Diego Rosales

Personal information
- Full name: Diego Rosales Illanes
- Date of birth: 29 April 2003 (age 21)
- Place of birth: Miranda de Ebro, Spain
- Position(s): Left back

Team information
- Current team: Mirandés B
- Number: 16

Youth career
- Mirandés

Senior career*
- Years: Team / Apps / (Gls)
- 2020–: Mirandés B / 37 / (1)
- 2023–: Mirandés / 1 / (0)

= Diego Rosales (Spanish footballer) =

Spanish footballer (born 2003)

Diego Rosales Illanes (born 29 April 2003) is a Spanish footballer who plays as a left back for CD Mirandés B.

==Career==
Born in Miranda de Ebro, Burgos, Castile and León, Rosales was a CD Mirandés youth graduate. He made his senior debut with the reserves at the age of 17 on 31 October 2020, coming on as a late substitute in a 3–0 Tercera División home win over Arandina CF.

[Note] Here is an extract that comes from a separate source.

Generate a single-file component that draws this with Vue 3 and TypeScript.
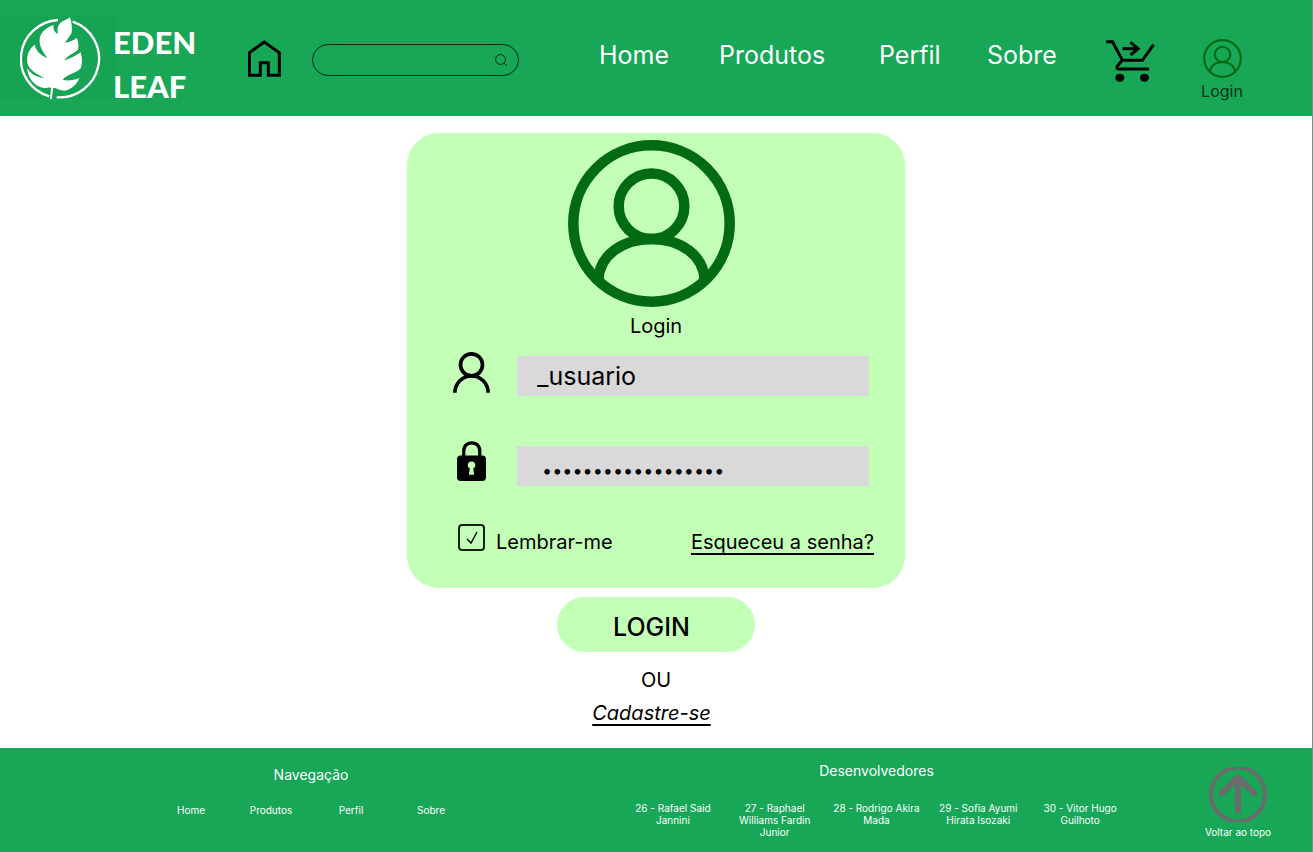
<script setup lang="ts">
import { ref } from 'vue'

interface NavLink {
  label: string
  href: string
}

const links: NavLink[] = [
  { label: 'Home', href: '#home' },
  { label: 'Produtos', href: '#produtos' },
  { label: 'Perfil', href: '#perfil' },
  { label: 'Sobre', href: '#sobre' },
]

const developers: string[] = [
  '26 - Rafael Said Jannini',
  '27 - Raphael Williams Fardin Junior',
  '28 - Rodrigo Akira Mada',
  '29 - Sofia Ayumi Hirata Isozaki',
  '30 - Vitor Hugo Guilhoto',
]

const search = ref<string>('')
const username = ref<string>('_usuario')
const password = ref<string>('edenleaf-senha-123')
const remember = ref<boolean>(true)

function scrollToTop(): void {
  window.scrollTo({ top: 0, behavior: 'smooth' })
}
</script>

<template>
  <div class="page">
    <header class="header">
      <a class="brand" href="#home">
        <span class="brand-mark">
          <svg viewBox="60 48 246 252" width="82" height="84" aria-hidden="true">
            <g fill="none" stroke="#fff" stroke-width="7">
              <path d="M174 60 A119 117 0 0 0 148 289" />
              <path d="M218 65 A119 117 0 0 1 170 292" />
            </g>
            <path
              fill="#fff"
              d="M210 52 C215 66 217 84 215 98 C210 108 202 117 195 128 C208 126 222 120 230 113 C235 124 237 136 234 149 C221 160 204 166 192 181 C210 177 229 166 242 157 C247 172 247 190 243 203 C232 220 198 222 188 240 C205 243 224 241 238 234 C231 252 216 267 195 272 C181 272 170 264 160 263 L155 298 L150 297 L153 264 C146 260 138 268 122 262 C98 252 84 232 81 204 C94 224 112 232 132 234 C112 222 86 210 82 188 C79 162 89 146 104 134 C108 152 122 166 142 174 C130 156 117 140 119 116 C121 96 143 80 161 75 C159 88 163 97 174 102 C171 90 173 76 181 69 C189 62 202 59 210 52 Z"
            />
          </svg>
        </span>
        <span class="brand-name">EDEN<br />LEAF</span>
      </a>

      <a class="home-link" href="#home" aria-label="Página inicial">
        <svg viewBox="54 56 99 111" width="33" height="37" aria-hidden="true">
          <path
            d="M58 94 L103 62 L148 94 V162 H115 V124 H91 V162 H58 Z"
            fill="none"
            stroke="#000"
            stroke-width="9"
          />
        </svg>
      </a>

      <form class="search" role="search" @submit.prevent>
        <input v-model="search" class="search-input" type="text" aria-label="Buscar" />
        <button class="search-button" type="submit" aria-label="Buscar">
          <svg viewBox="0 0 12 12" width="12" height="12" fill="none" stroke="#0b2a16" aria-hidden="true">
            <circle cx="5.5" cy="5.5" r="4.9" />
            <path d="M9 9 L11.7 11.6" />
          </svg>
        </button>
      </form>

      <nav class="nav" aria-label="Principal">
        <a v-for="link in links" :key="link.label" :href="link.href">{{ link.label }}</a>
      </nav>

      <a class="cart" href="#carrinho" aria-label="Carrinho">
        <svg viewBox="78 61 146 126" width="49" height="42" aria-hidden="true">
          <g fill="none" stroke="#000" stroke-width="9">
            <path d="M78 66 H97 L127 122 H187 L220 75" />
            <path d="M126 122 L111 140 Q108 148 117 148 H207" />
            <path d="M127 87 H174" />
            <path d="M151 68 L174 87 L151 106" />
          </g>
          <ellipse cx="119" cy="174" rx="13.5" ry="12" />
          <ellipse cx="193" cy="174" rx="13.5" ry="12" />
        </svg>
      </a>

      <a class="account" href="#login">
        <svg viewBox="0 0 167 167" width="39" height="39" fill="none" stroke="#006b12" stroke-width="9" aria-hidden="true">
          <circle cx="83.5" cy="83.5" r="78.5" />
          <circle cx="83.5" cy="66" r="33" />
          <path d="M30 140 C31 116 54 98.7 83.5 98.7 S136 116 137 140" />
        </svg>
        <span>Login</span>
      </a>
    </header>

    <main class="main">
      <form id="login-form" class="card" @submit.prevent>
        <div class="avatar">
          <svg viewBox="0 0 167 167" width="167" height="167" fill="none" stroke="#006b12" stroke-width="10.5" aria-hidden="true">
            <circle cx="83.5" cy="83.5" r="78.2" />
            <circle cx="83.5" cy="66.3" r="32.8" />
            <path d="M30.5 140 C31 116 54 98.9 83.5 98.9 S136 116 136.5 140" />
          </svg>
        </div>
        <h1 class="title">Login</h1>

        <div class="fields">
          <label class="field-icon" for="username" aria-label="Usuário">
            <svg viewBox="69 37 111 122" width="37" height="41" fill="none" stroke="#000" stroke-width="11" aria-hidden="true">
              <circle cx="124.5" cy="75" r="33" />
              <path d="M74.5 159 C75 130 97 108.5 124.5 108.5 S174 130 174.5 159" />
            </svg>
          </label>
          <input id="username" v-model="username" class="field" type="text" autocomplete="username" />

          <label class="field-icon" for="password" aria-label="Senha">
            <svg viewBox="80 301 88 127" width="29" height="42" aria-hidden="true">
              <path d="M100.5 350 V331 C100.5 298 149 298 149 331 V350" fill="none" stroke="#000" stroke-width="10" />
              <rect x="80" y="345" width="88" height="77" rx="11" />
              <path
                d="M124 363 A11 11 0 0 1 129 384 L132 403 H116 L119 384 A11 11 0 0 1 124 363 Z"
                fill="#c4ffb8"
              />
            </svg>
          </label>
          <input id="password" v-model="password" class="field field-secret" type="password" autocomplete="current-password" />
        </div>

        <div class="options">
          <label class="remember">
            <span class="check">
              <input v-model="remember" type="checkbox" />
              <svg v-if="remember" viewBox="0 0 12 14" width="12" height="14" fill="none" stroke="#000" stroke-width="1.4" aria-hidden="true">
                <path d="M1 8 L5 12 L11 1" />
              </svg>
            </span>
            <span class="remember-text">Lembrar-me</span>
          </label>
          <a class="underlined" href="#recuperar">Esqueceu a senha?</a>
        </div>
      </form>

      <button class="submit" type="submit" form="login-form">LOGIN</button>
      <p class="or">OU</p>
      <p class="signup"><a class="underlined" href="#cadastro">Cadastre-se</a></p>
    </main>

    <footer class="footer">
      <nav class="footer-nav" aria-labelledby="footer-nav-title">
        <h2 id="footer-nav-title">Navegação</h2>
        <ul>
          <li v-for="link in links" :key="link.label">
            <a :href="link.href">{{ link.label }}</a>
          </li>
        </ul>
      </nav>

      <section class="footer-devs">
        <h2>Desenvolvedores</h2>
        <ul>
          <li v-for="developer in developers" :key="developer">{{ developer }}</li>
        </ul>
      </section>

      <button class="to-top" type="button" @click="scrollToTop">
        <svg viewBox="87 79 174 164" width="58" height="55" fill="none" stroke="#6b6b6b" aria-hidden="true">
          <circle cx="174" cy="161" r="81" stroke-width="12" />
          <path d="M174 210 V110 M125 158 L174 109 L223 158" stroke-width="18" stroke-linecap="round" stroke-linejoin="round" />
        </svg>
        <span>Voltar ao topo</span>
      </button>
    </footer>
  </div>
</template>

<style>
body {
  margin: 0;
  background: #fff;
}
</style>

<style scoped>
.page {
  --green: #18a657;
  --mint: #c4ffb8;
  --optical: 9px;
  display: flex;
  flex-direction: column;
  box-sizing: border-box;
  min-height: 100vh;
  border-right: 1px solid #8a8a8a;
  font-family: Inter, "Liberation Sans", sans-serif;
  color: #000;
}

.page *,
.page *::before {
  box-sizing: border-box;
}

a {
  color: inherit;
  text-decoration: none;
}

button,
input {
  font: inherit;
  color: inherit;
}

h1,
h2,
p,
ul {
  margin: 0;
  padding: 0;
  font-weight: 400;
}

ul {
  list-style: none;
}

svg {
  display: block;
}

.header {
  display: grid;
  grid-template-columns:
    minmax(0, 248fr) minmax(0, 64fr) minmax(0, 207fr) minmax(0, 80fr) minmax(0, 457fr)
    minmax(0, 50fr) minmax(0, 91fr) minmax(0, 50fr) minmax(0, 65fr);
  align-items: center;
  height: 116px;
  background: var(--green);
}

.brand {
  display: flex;
  align-items: center;
  color: #fff;
}

.brand-mark {
  padding: 0 15px 0 20px;
  background: #17a354;
}

.brand-name {
  margin-left: -4px;
  padding-top: 12px;
  font-family: Lato, sans-serif;
  font-size: 31px;
  font-weight: 900;
  line-height: 44px;
}

.search {
  display: flex;
  align-items: center;
  height: 32px;
  margin-top: 3px;
  padding: 0 11px;
  border: 1px solid #0b2a16;
  border-radius: 16px;
}

.search-input {
  flex: 1;
  min-width: 0;
  border: 0;
  background: none;
  font-size: 14px;
  outline: none;
}

.search-button {
  padding: 0;
  border: 0;
  background: none;
  cursor: pointer;
}

.nav {
  grid-column: 5;
  display: grid;
  grid-template-columns:
    minmax(0, 120fr) minmax(0, 160fr) minmax(0, 108fr) minmax(0, 69fr);
  padding-bottom: 7px;
  font-size: 25px;
  line-height: 32px;
  color: #fff;
}

.cart {
  grid-column: 7;
  padding-top: 6px;
}

.account {
  display: flex;
  flex-direction: column;
  align-items: center;
  padding-top: 26px;
  font-size: 16px;
  line-height: 26px;
  color: #0b3317;
}

.main {
  flex: 1;
  display: flex;
  flex-direction: column;
  align-items: center;
  padding: 17px 16px 16px;
}

.card {
  width: 100%;
  max-width: 498px;
  padding: 7px 0 33px;
  border-radius: 32px;
  background: var(--mint);
}

.avatar {
  display: flex;
  justify-content: center;
  padding-right: var(--optical);
}

.title {
  padding-top: 4px;
  font-size: 20px;
  line-height: 30px;
  text-align: center;
}

.fields {
  display: grid;
  grid-template-columns: 64px 1fr;
  row-gap: 50px;
  align-items: center;
  padding: 15px 36px 0 46px;
}

.field-icon {
  display: flex;
  justify-content: center;
  align-items: flex-end;
  width: 37px;
  height: 40px;
  padding-bottom: 3px;
}

.field {
  width: 100%;
  height: 40px;
  padding: 0 20px;
  border: 0;
  border-radius: 0;
  background: #d9d9d9;
  font-size: 25px;
  outline: none;
}

.field-secret {
  padding: 8px 25px 0;
  font-size: 18px;
}

.options {
  display: flex;
  align-items: flex-end;
  justify-content: space-between;
  padding: 38px 31px 0 51px;
  font-size: 20px;
  line-height: 26px;
}

.remember {
  display: flex;
  gap: 11px;
}

.check {
  display: grid;
  place-items: center;
  width: 27px;
  height: 27px;
}

.check > * {
  grid-area: 1 / 1;
}

.check input {
  appearance: none;
  width: 27px;
  height: 27px;
  margin: 0;
  border: 2px solid #10240d;
  border-radius: 4px;
}

.check svg {
  pointer-events: none;
}

.remember-text {
  padding-top: 5px;
}

.underlined {
  text-decoration: underline;
  text-decoration-thickness: 2px;
  text-decoration-skip-ink: none;
  text-underline-offset: 4px;
}

.submit {
  width: 198px;
  height: 55px;
  margin-top: 9px;
  padding: 4px var(--optical) 0 0;
  border: 0;
  border-radius: 28px;
  background: var(--mint);
  font-size: 25px;
  font-weight: 500;
  cursor: pointer;
}

.or,
.signup {
  font-size: 20px;
  line-height: 33px;
}

.or {
  padding-top: 12px;
}

.signup {
  padding-right: var(--optical);
  font-style: italic;
}

.footer {
  display: grid;
  grid-template-columns: 151fr 320fr 151fr 509fr 65fr 84fr 32fr;
  align-items: start;
  min-height: 104px;
  background: var(--green);
  font-size: 10px;
  line-height: 12px;
  color: #fff;
  text-align: center;
}

.footer h2 {
  font-size: 14px;
  line-height: 18px;
}

.footer ul {
  display: grid;
  grid-auto-flow: column;
  grid-auto-columns: 1fr;
}

.footer-nav {
  grid-column: 2;
  padding-top: 18px;
}

.footer-nav ul {
  padding-top: 20px;
}

.footer-devs {
  grid-column: 4;
  padding-top: 14px;
}

.footer-devs ul {
  padding-top: 22px;
}

.footer-devs li {
  padding: 0 6px;
}

.to-top {
  grid-column: 6;
  display: flex;
  flex-direction: column;
  align-items: center;
  gap: 4px;
  padding: 19px 0 0;
  border: 0;
  background: none;
  white-space: nowrap;
  cursor: pointer;
}
</style>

On 29 August 2022, after finishing his formation, Rosales was definitely promoted to the B-team, now in Tercera Federación. He scored his first senior goal on 27 November, netting his side's seventh in a 7–1 home routing of UD Santa Marta.

Rosales made his professional debut on 14 August 2023, replacing Juan María Alcedo late into a 4–0 Segunda División home routing of AD Alcorcón.